Схожее мнение высказывает в своей книге по многоязычию и роли языка в обществе и Джон Эдвардс: «Большинство людей, говорящих на «больших» языках, в большинстве обществ не уверены в неотложной необходимости или философской желательности официально-поддержанных культурных и языковых программ для своих соседей, говорящих на «малых» языках»55.
В литературе есть и принципиально иная точка зрения, исходящая из того, что большинство языков выжило без школ, что школы сами по себе не могут спасти или сохранить язык, что изучение языков более успешно может проходить вне школы и вне уроков56. В качестве примера рассматриваются практики некоторых местных сообществ Колумбии, не признающие школу и язык, на котором там обучают. В этих общинах считают, что образование, предлагаемое школой, не отвечает их культурным потребностям. «В таких случаях коренные народы требуют развития их собственных этнообразовательных моделей, которые не обязательно совпадают с более широко распространенной моделью школы»57.

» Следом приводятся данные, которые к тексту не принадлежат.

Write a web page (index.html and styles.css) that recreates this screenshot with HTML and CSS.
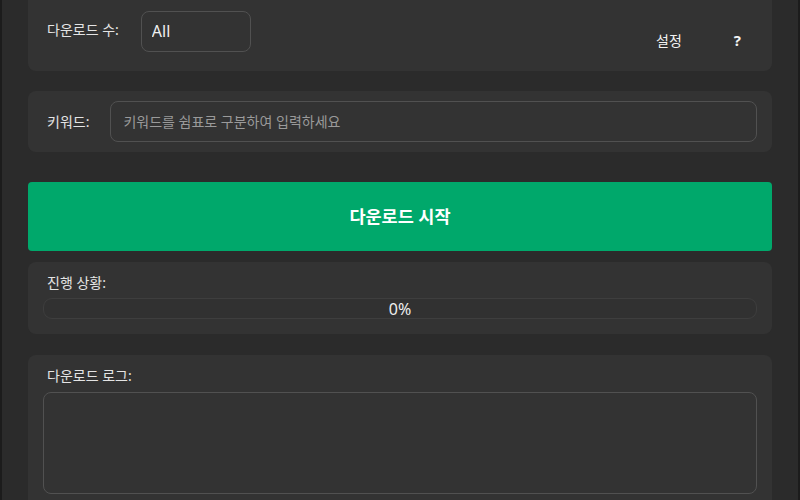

Таким образом, в зарубежной и отечественной исследовательской традиции представлены самые разные подходы к рассмотрению взаимодействия школа – язык обучения – воспроизводство. Разные авторы ставят ударение на разные стороны этого треугольника. В одних случаях общеобразовательные школы рассматриваются в качестве ресурса для трансляции культуры и чувства национальной идентичности, они также служат «вратами» к участию в политической и экономической жизни. В других актуализируется дивергентный потенциал школы с не доминирующим языком обучения, обращается внимание на разнообразные угрозы, которые могут таить в себе расчленение школы по культурно-языковым группам. Дискуссии разворачиваются, включая в свою орбиту все новых участников, а школьная языковая политика продолжает оставаться мощным механизмом распределения статуса, престижа и власти.